Es muss ein Arzneimittel sein
Damit das Cannabis zu einem Medizinprodukt verarbeitet werden kann, müssen die Hanfpflanzen ständig überwacht werden, Wasser- und Nährstoffzufuhr sind genau geregelt. Das künstliche Licht muss zu genau vorgeschriebenen Zeiten an- und wieder abgestellt werden. Ziel sind gleichbleibende Anteile von THC und CBD - den beiden Hauptwirkstoffen für die Therapie.
"Um wirklich ein Medizinprodukt herzustellen und nicht irgendwas, was Sie im Badezimmer anbauen, wo sie manchmal ein Prozent THC haben und manchmal 8. Wichtig ist für den Patienten, dass er sich darauf verlassen kann, dass der Inhalt immer der gleiche ist."
"Es ist eine besondere Herausforderung, aus einem landwirtschaftlichen Produkt ein Arzneimittel zu machen. Aus meiner Sicht können das nicht viele Unternehmen. Wenn man auch weltweit guckt, wie viele Unternehmen haben überhaupt Lizenzen, um Arzneimittel aus Cannabis herzustellen nach EU-Richtlinien, das sind sehr, sehr wenige. Aurora besitzt davon einen Großteil,"
ergänzt Co-Geschäftsführer Philip Schetter.

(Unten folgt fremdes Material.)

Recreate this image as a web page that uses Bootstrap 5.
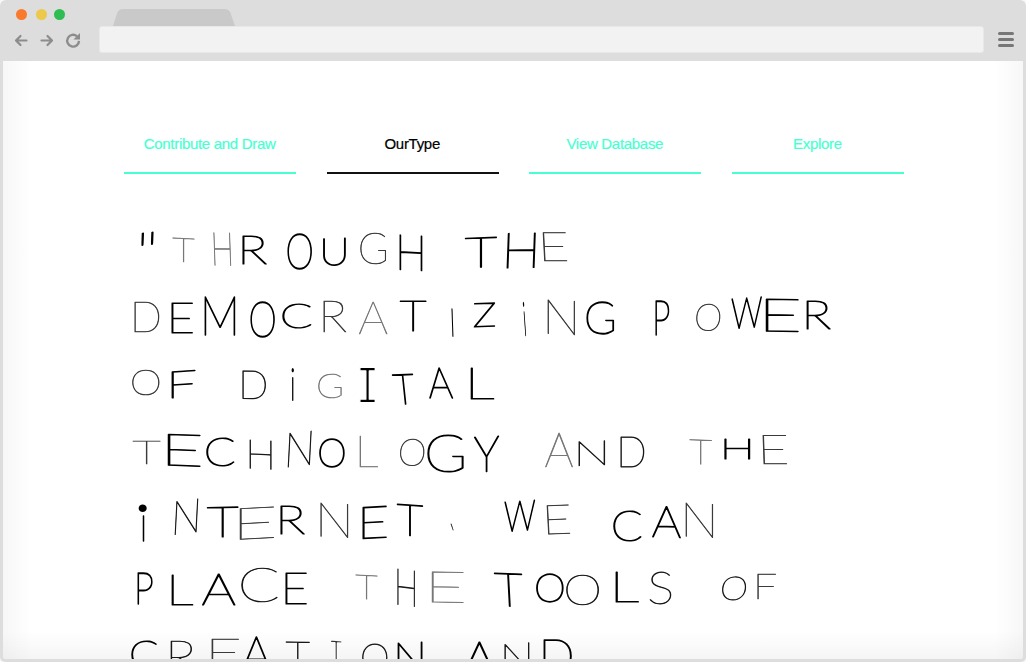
<!DOCTYPE html>
<html lang="en">
<head>
<meta charset="utf-8">
<meta name="viewport" content="width=device-width, initial-scale=1">
<title>OurType</title>
<link href="https://cdn.jsdelivr.net/npm/bootstrap@5.3.0/dist/css/bootstrap.min.css" rel="stylesheet">
<style>
body{background:#f8f8f8;font-family:"Liberation Sans",Arial,sans-serif;font-size:15px}
.browser{height:662px;background:#ddd;border-radius:6px 6px 5px 5px;padding:0 3px 3px}
.chrome{height:61px;padding-left:9px}
.tabrow{height:26px;padding-left:4px}
.lights{margin-top:9px;width:97px}
.dot{width:11px;height:11px;border-radius:50%}
.dot+.dot{margin-left:9px}.dot+.dot+.dot{margin-left:7px}
.address{width:885px;height:27px;background:#f2f2f2;border:1px solid #e8e8e8;border-radius:3px}
.tools{width:87px}
.view{height:598px;border-radius:0 0 2px 2px;background:
 linear-gradient(to top,rgba(0,0,0,.04),rgba(0,0,0,0) 28px),
 linear-gradient(to right,rgba(0,0,0,.032),rgba(0,0,0,0) 29px),
 linear-gradient(to left,rgba(0,0,0,.032),rgba(0,0,0,0) 29px),#fff}
.tabs4{gap:30.3px;width:780px;margin-left:121px;padding-top:71px}
.tabs4 .nav-link{color:#48ffd2;width:172.3px;height:42.3px;padding:0 1px 0 0;line-height:24px;border-bottom:2px solid #48ffd2;text-align:center;letter-spacing:-.3px;-webkit-text-stroke:.2px currentColor}
.tabs4 .nav-link.active{color:#000;border-color:#111}
.quote{margin-left:121px;padding-top:43.7px;filter:url(#pen)}
.verse{height:67.5px}
.glyph{display:block;overflow:visible;flex:none}
</style>
</head>
<body>
<div class="browser overflow-hidden">
  <header class="chrome">
    <div class="tabrow d-flex align-items-start">
      <div class="lights d-flex ms-0">
        <span class="dot" style="background:#f97a2d"></span><span class="dot" style="background:#ecc84b"></span><span class="dot" style="background:#2dbd50"></span>
      </div>
      <svg class="align-self-end" width="122" height="17"><path d="M0 17L4 4.500Q5.500 0 10 0H111Q116 0 117.500 4L122 17Z" fill="#c9c9c9"/></svg>
    </div>
    <div class="d-flex align-items-center">
      <svg class="tools" width="87" height="27" fill="none" stroke="#8c8c8c" stroke-width="2.200" stroke-linecap="round" stroke-linejoin="round">
        <path d="M14.500 14.500H4.500M8.500 10L4 14.500L8.500 19M29.500 14.500H39.500M35.500 10L40 14.500L35.500 19"/>
        <path d="M65 10.300A5.900 5.900 0 1 0 67 14.900" stroke-width="2.400" stroke-linecap="butt"/>
        <path d="M68 7V13.500H61.500Z" fill="#8c8c8c" stroke="none"/>
      </svg>
      <div class="address"></div>
      <svg class="ms-auto me-2" width="17" height="27" stroke="#777" stroke-width="3" stroke-linecap="round"><path d="M1.500 7.500H14.500M1.500 13.500H14.500M1.500 19.500H14.500"/></svg>
    </div>
  </header>
  <main class="view overflow-hidden">
    <nav class="nav flex-nowrap tabs4">
      <a class="nav-link" href="#">Contribute and Draw</a>
      <a class="nav-link active" href="#">OurType</a>
      <a class="nav-link" href="#">View Database</a>
      <a class="nav-link" href="#">Explore</a>
    </nav>
    <div class="quote" id="quote"></div>
    <!-- soft pen line for the drawn letters -->
    <svg width="0" height="0">
      <filter id="pen" x="-2%" y="-2%" width="104%" height="104%" color-interpolation-filters="sRGB">
        <feGaussianBlur stdDeviation=".25"/>
      </filter>
    </svg>
  </main>
</div>
<script src="https://cdn.jsdelivr.net/npm/bootstrap@5.3.0/dist/js/bootstrap.bundle.min.js"></script>
<script>
// Letter, ink tone (k black, d dark, m medium, g light), left, right, top, bottom,
// then optionally the slope of its bars and of its stems in degrees.
// A blank entry opens a new word.
const verses = [
 '" k 140.5 153.3 232 247 -6 -2|T g 172.3 195.3 238 263.7 3|H g 213 231.7 232.7 266.7 1 2|R k 242 267.7 236 265.7|O k 287.3 312.7 235 271|U k 322.7 346 238.3 267.3 -2|G m 360 386 234.3 266|H k 399.3 423.3 235.3 272.7 3||T k 464 497.3 236.7 269 -2|H k 505.7 536.3 232.7 269.3 -1 -2|E m 541.7 567.7 233.3 262.7 0 3',
 'D m 134.3 160.3 303 333|E k 171.3 194 304 335|M k 204 236 297.3 336.7|O k 249.7 275 302 338.3|C k 282.3 311.7 305.3 330.3|R m 323 347 300.7 332.7|A g 358.7 387.7 302.3 335.7|T k 399.3 427 302.3 332.7|I k 450.6 453.4 309 337.3 0 2|Z k 473 495.7 303.3 329 -2|i k 523 526.2 302.7 336.3 0 4|N m 546.7 575.3 300 336.3 3|G k 586 614 302.3 335.7||P k 655.3 670 301.7 336.3|O m 695.3 722 303.7 332.3 3 -4|W k 730.7 762 297.3 330.7 -4|E k 765.3 800 299.3 333.7 1|R k 806 831.3 301.3 331',
 'O m 132 160 370 396.3|F k 171 196.3 370.3 400 -4||D d 242 266.7 371 400.3 1|i k 290.7 294 369.3 401.7|G g 317.7 341.3 375.3 399.7|I s 359.7 375 369.3 403.7|T k 390.7 416.3 373.7 406 -2 6|A k 427 453.7 368.3 400 0 4|L k 470 495 369.3 401.3|',
 'T m 131.7 160.7 442.3 465.3|E k 166.7 201.3 434.3 468.3 2|C k 205.7 234.3 439.3 468.3|H d 248.7 271.7 440 470.7 3|N d 287 312.3 431.3 468.7 -6 -3|O k 319 345.3 440 469|L g 358.7 378.3 437 468.7|O m 399 426 438.7 467.3 3 -4|G k 426.7 463.3 435.7 473.3|Y k 472.7 499.3 436 474 -3||A g 545 573.3 433.7 468.3|N d 578.3 606 440.7 467 -2|D d 620 645 438.3 468.3||T g 688.7 712 440.3 466.3 2|H k 724.3 751 439.3 460.7|E m 762 788 436 465.7 0 2',
 '• b 138 146.7 504 512.3|ı k 141.7 144.5 516.7 542.7|N d 173.7 198.7 498.7 536 -7 -3|T k 206 238.7 506.7 538.7 -1|E m 239 275.3 506.7 540.7 -3|R k 280 305.7 506.3 536|N m 320 349 502.7 538.7 3|E k 362.3 388 506 540.3 -3|T k 396.3 423.7 504 538.3 4|` m 450 453.7 524 530.7||W k 503.7 535.3 500 533.3 -4|E m 546 571 505.3 536 -2 3||C k 613 641.7 512 542.3|A k 652 681.3 506.3 539.7 2|N m 685.3 714 502.7 538.7 3',
 'P k 137.3 153.3 572.7 605.7|L k 171.3 194.3 574.7 606.3|A k 202 236 574.3 607|C d 241 278 568 603.3|E k 284.7 307.3 574 605.7||T g 355 378 575.3 601.3 3|H d 397.3 415.7 569.3 608.3 7|E g 431.3 465 572 604 1||T k 492.7 524 573.3 608.7 2 3|O k 536 564.3 575.3 604.3|O d 566 599.7 576 606.7|L k 615 639.7 572.3 603.7|S d 649.3 672.3 571.7 604.7||O d 721.3 747.7 577.3 602 -2 -4|F m 757.3 777 575.3 601',
 'C k 130.7 157.3 642 670|R d 170 196 641 674|E m 211 240 639.7 668|A k 241 272 637 674|T d 284.7 309.7 641.7 672 1|I h 331 341.7 640.7 672 4|O d 362.3 388.3 645 672|N k 396.7 422.7 642 674 -3||A k 464 495 641.7 674|N d 504.3 530.3 643.3 674 -4|D k 543.3 573 640 674'
];
const lato = '100 48px Lato', mono = '400 48px "Liberation Mono"';
// tone: fill, outline width, font, outline colour
const tones = {
  k:['#000',1.3,lato,'#000'], d:['#181818',.8,lato,'#181818'], m:['#3a3a3a',.65,lato,'#3a3a3a'], g:['#777',.7,lato,'#777'],
  s:['#000',1.6,mono,'#fff'], h:['#333',2,mono,'#fcfcfc'], b:['#000',0,mono,'none']
};
const ctx = document.createElement('canvas').getContext('2d');
const NS = 'http://www.w3.org/2000/svg';
const quote = document.getElementById('quote');
verses.forEach((verse, row) => {
  const line = document.createElement('div');
  line.className = 'verse d-flex align-items-start';
  let pen = 124;
  const top = 219 + row * 67.5;
  verse.split('||').forEach(word => {
    const box = document.createElement('div');
    box.className = 'd-flex align-items-start';
    word.split('|').filter(Boolean).forEach(item => {
      const [ch, tone, ...n] = item.split(' ');
      const [x0, x1, y0, y1, bars = 0, stems = 0] = n.map(Number);
      const [ink, width, font, outline] = tones[tone];
      // a pale outline thins the letter, so it reaches past the ink box
      const edge = font === mono ? -width : width;
      ctx.font = font;
      const m = ctx.measureText(ch);
      const w = m.actualBoundingBoxLeft + m.actualBoundingBoxRight;
      const h = m.actualBoundingBoxAscent + m.actualBoundingBoxDescent;
      const W = x1 - x0, H = y1 - y0;
      // slopes widen a letter, so its size gives way by the same amount
      const fitW = Math.max(W * .7, W - H * Math.abs(Math.tan(stems * Math.PI / 180)));
      const fitH = H - W * Math.abs(Math.tan(bars * Math.PI / 180));
      const sx = (fitW - edge) / w, sy = (fitH - edge) / h;
      const svg = document.createElementNS(NS, 'svg');
      svg.setAttribute('class', 'glyph');
      svg.setAttribute('width', W);
      svg.setAttribute('height', H);
      svg.style.margin = `${y0 - top}px 0 0 ${x0 - pen}px`;
      const t = document.createElementNS(NS, 'text');
      t.textContent = ch;
      t.style.font = font;
      t.setAttribute('fill', ink);
      if (width) {
        t.setAttribute('stroke', outline);
        t.setAttribute('stroke-width', width / Math.sqrt(sx * sy));
        t.setAttribute('stroke-linejoin', 'round');
      }
      t.setAttribute('transform', `translate(${W/2} ${H/2}) skewY(${bars}) skewX(${stems}) translate(${(edge-fitW)/2} ${(edge-fitH)/2}) scale(${sx} ${sy}) translate(${m.actualBoundingBoxLeft} ${m.actualBoundingBoxAscent})`);
      svg.append(t);
      box.append(svg);
      pen = x1;
    });
    line.append(box);
  });
  quote.append(line);
});
</script>
</body>
</html>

Kunden, nein, Patienten werden mehr
Geschäftszahlen gibt das Unternehmen nicht preis. Klar ist aber: Aurora agiert auf einem wachsenden Markt. Etwa 20 bis 30.000 Patienten erhalten derzeit in Deutschland Cannabis als Medizin, in erster Linie als schmerzlinderndes Medikament. Es könnten künftig zehnmal so viele sein, vergleicht man Deutschland mit Ländern, in denen Cannabis schon länger zugelassen ist. Außerdem:
"Wir bereiten uns darauf vor, dass weitere europäische Länder Cannabis zu medizinischen Zwecken frei geben, wir sehen ja auch, dass einige Länder das schon gemacht haben, andere das gerade vorbereiten, wenn wir in Richtung Frankreich beispielsweise aktuell schauen, und da bauen wir nach und nach als Aurora Landesgesellschaften in verschiedenen europäischen Ländern auf und werden neben Deutschland auch in weiteren Ländern Produktionsstätten bauen."
Deshalb stellt Aurora auch ein. Von momentan 50 Mitarbeitern will man bis Ende nächsten Jahres auf 150 wachsen, in Berlin und Leuna. Grundvoraussetzung für einen Job beim Cannabis-Produzenten: ein polizeiliches Führungszeugnis.